Rapid Covid Test

Many food companies are still in the dark over which will receive support as part of the government’s pledge to provide food factories and distribution centres with thousands of daily Covid tests.

Sources involved in talks with the government this week told The Grocer it was still unclear which companies would receive help from the government, despite the PM announcing on Tuesday it would prioritise daily tests for 100,000 workers in “critical national services”.

The rollout of the government support is due to start from Monday and follows widespread shortages of lateral flow test kits across the UK.

However, one source said there was “huge confusion” over what the support actually involved.

“When the PM made this big announcement of help to keep the country running it sounded like this was something that would be up and running within hours,” the source said. “In fact it’s not going to start until next Monday at least, and businesses are desperately trying to work out what on earth it actually means.”

The Grocer revealed last month a raft of major food companies had relaunched mass testing at factories across the UK in a bid to cope with the Omicron surge.

It is understood the government has promised to contact companies directly to tell them if they will qualify for the latest support, with major food processors seen as the main target, but sources said it was unclear what categories of food would be included.

“A lot of companies are already doing testing because they see it as a way of stopping the spread of Omicron, but there are many companies who are not.
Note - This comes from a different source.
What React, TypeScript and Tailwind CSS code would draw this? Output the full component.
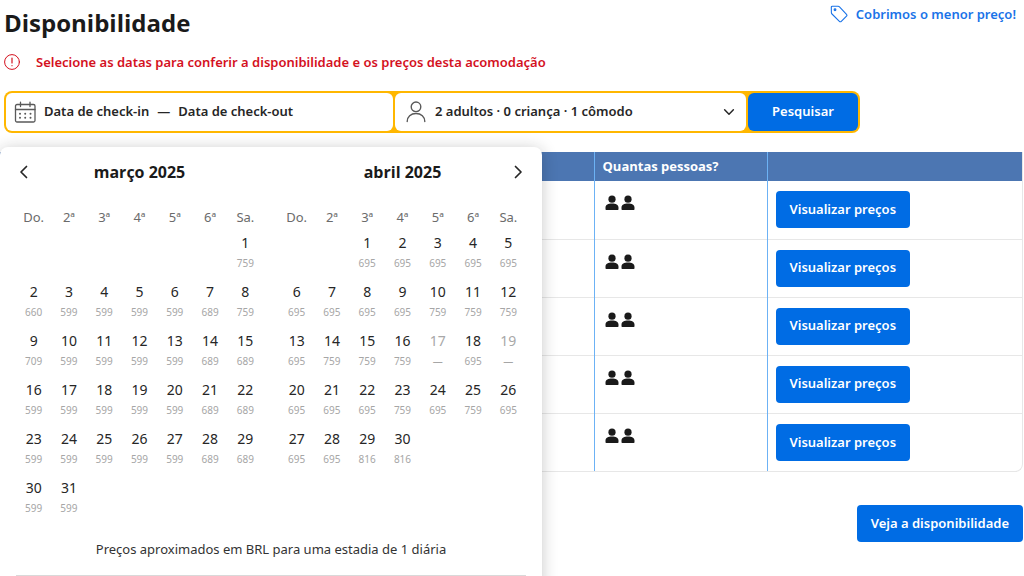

There is an argument that the more you test, the more cases you are likely to find, and some companies may fear they could bring on their own workforce shortages.”

Another source involved in the talks said the government’s announcement was just a “soundbite”.

They added: “It made a good headline for the government to say it’s providing 100,000 tests, but the fact is this is pretty much a continuation of the situation with testing that there was before.

“A lot of businesses don’t want to get involved because they haven’t got the staff or the space to start testing at work and would rather people tested at home.”